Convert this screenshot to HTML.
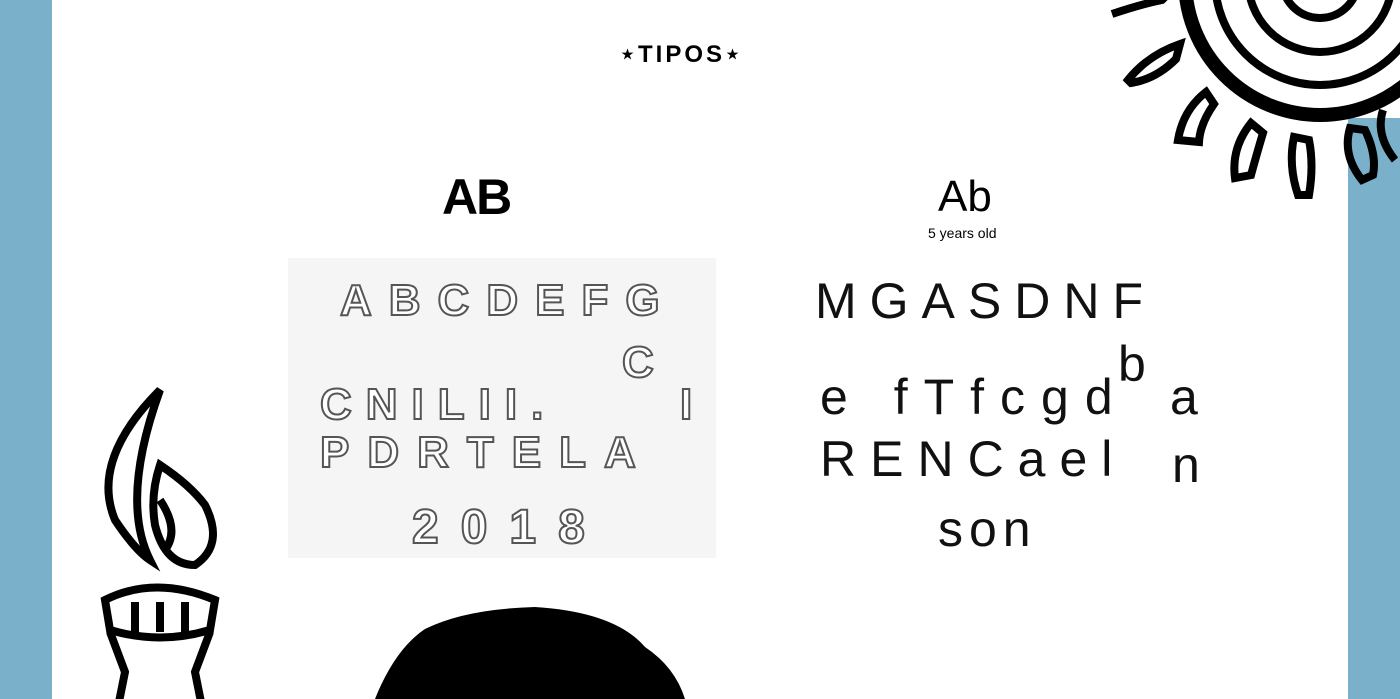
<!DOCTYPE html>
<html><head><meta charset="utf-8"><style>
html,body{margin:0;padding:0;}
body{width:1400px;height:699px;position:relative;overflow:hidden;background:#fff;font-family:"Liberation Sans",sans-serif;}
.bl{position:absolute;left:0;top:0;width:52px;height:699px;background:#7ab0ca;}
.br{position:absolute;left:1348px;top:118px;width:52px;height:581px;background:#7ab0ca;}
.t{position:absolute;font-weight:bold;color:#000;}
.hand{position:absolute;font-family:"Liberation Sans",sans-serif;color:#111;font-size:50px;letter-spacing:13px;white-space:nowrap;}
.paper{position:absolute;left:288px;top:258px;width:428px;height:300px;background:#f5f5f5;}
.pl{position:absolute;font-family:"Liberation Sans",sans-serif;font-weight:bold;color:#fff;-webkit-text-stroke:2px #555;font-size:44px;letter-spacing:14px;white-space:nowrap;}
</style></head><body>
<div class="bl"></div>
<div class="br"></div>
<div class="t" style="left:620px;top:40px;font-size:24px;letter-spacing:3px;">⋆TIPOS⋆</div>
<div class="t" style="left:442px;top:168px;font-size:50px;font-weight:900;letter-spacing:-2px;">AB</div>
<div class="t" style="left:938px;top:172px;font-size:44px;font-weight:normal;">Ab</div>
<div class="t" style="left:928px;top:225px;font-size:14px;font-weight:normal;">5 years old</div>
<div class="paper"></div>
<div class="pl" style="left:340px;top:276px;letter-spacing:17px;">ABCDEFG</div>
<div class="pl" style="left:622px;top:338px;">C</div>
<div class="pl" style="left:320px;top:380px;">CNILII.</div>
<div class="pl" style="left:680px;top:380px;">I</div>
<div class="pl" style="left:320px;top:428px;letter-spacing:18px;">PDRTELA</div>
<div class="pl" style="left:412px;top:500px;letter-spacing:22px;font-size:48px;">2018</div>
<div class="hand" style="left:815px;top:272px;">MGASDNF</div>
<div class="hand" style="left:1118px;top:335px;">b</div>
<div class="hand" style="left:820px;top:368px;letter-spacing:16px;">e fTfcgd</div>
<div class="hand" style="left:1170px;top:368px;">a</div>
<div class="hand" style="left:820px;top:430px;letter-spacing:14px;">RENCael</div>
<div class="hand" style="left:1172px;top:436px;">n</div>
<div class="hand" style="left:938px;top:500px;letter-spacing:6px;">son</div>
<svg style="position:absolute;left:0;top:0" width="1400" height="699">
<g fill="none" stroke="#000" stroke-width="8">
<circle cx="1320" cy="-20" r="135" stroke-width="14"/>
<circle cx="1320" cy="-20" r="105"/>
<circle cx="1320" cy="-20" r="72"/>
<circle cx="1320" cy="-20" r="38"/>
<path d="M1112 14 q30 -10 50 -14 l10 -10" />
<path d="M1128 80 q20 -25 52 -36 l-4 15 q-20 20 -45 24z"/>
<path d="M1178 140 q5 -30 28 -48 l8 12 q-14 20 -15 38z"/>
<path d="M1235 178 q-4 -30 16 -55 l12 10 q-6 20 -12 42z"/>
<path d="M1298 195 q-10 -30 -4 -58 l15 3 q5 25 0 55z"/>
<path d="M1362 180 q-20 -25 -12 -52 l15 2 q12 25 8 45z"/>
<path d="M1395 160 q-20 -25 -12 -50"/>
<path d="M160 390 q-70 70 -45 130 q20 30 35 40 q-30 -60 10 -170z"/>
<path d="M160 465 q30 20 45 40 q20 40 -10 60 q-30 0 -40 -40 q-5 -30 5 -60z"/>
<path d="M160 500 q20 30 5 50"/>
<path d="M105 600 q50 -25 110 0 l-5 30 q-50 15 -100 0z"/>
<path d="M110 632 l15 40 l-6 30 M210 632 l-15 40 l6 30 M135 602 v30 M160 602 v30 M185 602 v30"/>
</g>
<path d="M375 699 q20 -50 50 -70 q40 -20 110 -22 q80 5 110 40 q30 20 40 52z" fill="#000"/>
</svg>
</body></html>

════════

**AIM**
Each line of the data is to be duplicated exactly; pictures stay out of the copy.

**WRITTEN SOLUTION**
Convert this screenshot to HTML.
<!DOCTYPE html>
<html><head><meta charset="utf-8"><style>
html,body{margin:0;padding:0;}
body{width:1400px;height:699px;position:relative;overflow:hidden;background:#fff;font-family:"Liberation Sans",sans-serif;}
.bl{position:absolute;left:0;top:0;width:52px;height:699px;background:#7ab0ca;}
.br{position:absolute;left:1348px;top:118px;width:52px;height:581px;background:#7ab0ca;}
.t{position:absolute;font-weight:bold;color:#000;}
.hand{position:absolute;font-family:"Liberation Sans",sans-serif;color:#111;font-size:50px;letter-spacing:13px;white-space:nowrap;}
.paper{position:absolute;left:288px;top:258px;width:428px;height:300px;background:#f5f5f5;}
.pl{position:absolute;font-family:"Liberation Sans",sans-serif;font-weight:bold;color:#fff;-webkit-text-stroke:2px #555;font-size:44px;letter-spacing:14px;white-space:nowrap;}
</style></head><body>
<div class="bl"></div>
<div class="br"></div>
<div class="t" style="left:620px;top:40px;font-size:24px;letter-spacing:3px;">⋆TIPOS⋆</div>
<div class="t" style="left:442px;top:168px;font-size:50px;font-weight:900;letter-spacing:-2px;">AB</div>
<div class="t" style="left:938px;top:172px;font-size:44px;font-weight:normal;">Ab</div>
<div class="t" style="left:928px;top:225px;font-size:14px;font-weight:normal;">5 years old</div>
<div class="paper"></div>
<div class="pl" style="left:340px;top:276px;letter-spacing:17px;">ABCDEFG</div>
<div class="pl" style="left:622px;top:338px;">C</div>
<div class="pl" style="left:320px;top:380px;">CNILII.</div>
<div class="pl" style="left:680px;top:380px;">I</div>
<div class="pl" style="left:320px;top:428px;letter-spacing:18px;">PDRTELA</div>
<div class="pl" style="left:412px;top:500px;letter-spacing:22px;font-size:48px;">2018</div>
<div class="hand" style="left:815px;top:272px;">MGASDNF</div>
<div class="hand" style="left:1118px;top:335px;">b</div>
<div class="hand" style="left:820px;top:368px;letter-spacing:16px;">e fTfcgd</div>
<div class="hand" style="left:1170px;top:368px;">a</div>
<div class="hand" style="left:820px;top:430px;letter-spacing:14px;">RENCael</div>
<div class="hand" style="left:1172px;top:436px;">n</div>
<div class="hand" style="left:938px;top:500px;letter-spacing:6px;">son</div>
<svg style="position:absolute;left:0;top:0" width="1400" height="699">
<g fill="none" stroke="#000" stroke-width="8">
<circle cx="1320" cy="-20" r="135" stroke-width="14"/>
<circle cx="1320" cy="-20" r="105"/>
<circle cx="1320" cy="-20" r="72"/>
<circle cx="1320" cy="-20" r="38"/>
<path d="M1112 14 q30 -10 50 -14 l10 -10" />
<path d="M1128 80 q20 -25 52 -36 l-4 15 q-20 20 -45 24z"/>
<path d="M1178 140 q5 -30 28 -48 l8 12 q-14 20 -15 38z"/>
<path d="M1235 178 q-4 -30 16 -55 l12 10 q-6 20 -12 42z"/>
<path d="M1298 195 q-10 -30 -4 -58 l15 3 q5 25 0 55z"/>
<path d="M1362 180 q-20 -25 -12 -52 l15 2 q12 25 8 45z"/>
<path d="M1395 160 q-20 -25 -12 -50"/>
<path d="M160 390 q-70 70 -45 130 q20 30 35 40 q-30 -60 10 -170z"/>
<path d="M160 465 q30 20 45 40 q20 40 -10 60 q-30 0 -40 -40 q-5 -30 5 -60z"/>
<path d="M160 500 q20 30 5 50"/>
<path d="M105 600 q50 -25 110 0 l-5 30 q-50 15 -100 0z"/>
<path d="M110 632 l15 40 l-6 30 M210 632 l-15 40 l6 30 M135 602 v30 M160 602 v30 M185 602 v30"/>
</g>
<path d="M375 699 q20 -50 50 -70 q40 -20 110 -22 q80 5 110 40 q30 20 40 52z" fill="#000"/>
</svg>
</body></html>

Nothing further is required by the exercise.